By Walker Davis and Hunter Biram
Pasture, Rangeland, and Forage (PRF) insurance continues to be one of the most widely used federal crop insurance plans nationwide, with the most insured acres of any crop insurance plan in the US. While the program’s design has remained the same, the rainfall patterns that determine its performance have not (Davis et al. 2025). A new analysis comparing baseline loss ratios with recent changes in rainfall inconsistency highlights areas where producers may need to reconsider their insured intervals, and why those adjustments matter.
Figure 1 presents the baseline loss ratios of PRF from 2017 to 2024 across the south, demonstrating how the program would perform without interval choice affecting outcomes. This eliminates the human enrollment bias that happens when producers repeatedly select intervals that paid better in the past, do not follow a consistent enrollment strategy, or do not enroll consistently in general (Davis et al. 2025). Results show a mean loss ratio of 0.79 and a standard deviation of 0.20, indicating that, after controlling for enrollment behavior, most grids in the South maintain a relatively stable loss ratio that is below the national standard of 1. Figure 1 demonstrates that baseline performance and protection received by producers varies by location.

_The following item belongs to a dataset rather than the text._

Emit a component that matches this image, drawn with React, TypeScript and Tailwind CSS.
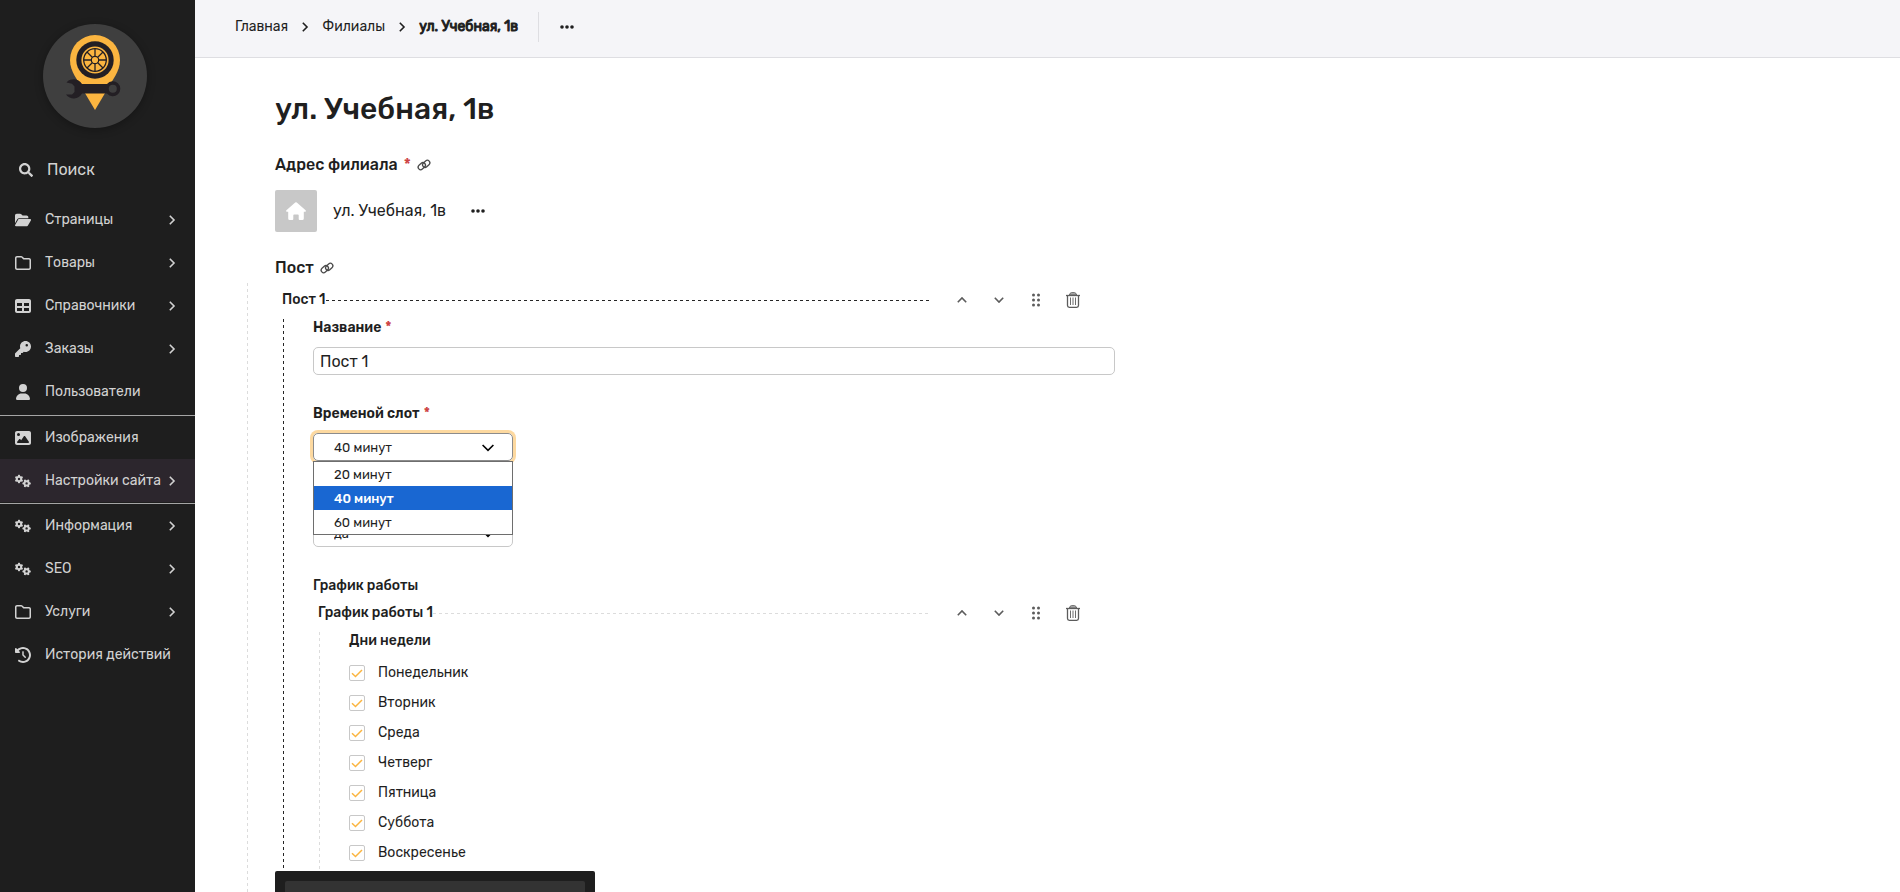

Davis et al. 2025 demonstrate that changes in the trend and variance of rainfall over time can be incorporated into an interval selection strategy. With PRF’s Rainfall Index being based on outcomes back to 1948, changes in more recent years in rainfall are less and less impactful on the index. So the strategy is to use the declining impact of each year’s rainfall to identify a gap between the assumed and actual risks, as our research showed. Figure 2 shows the results of such a strategy.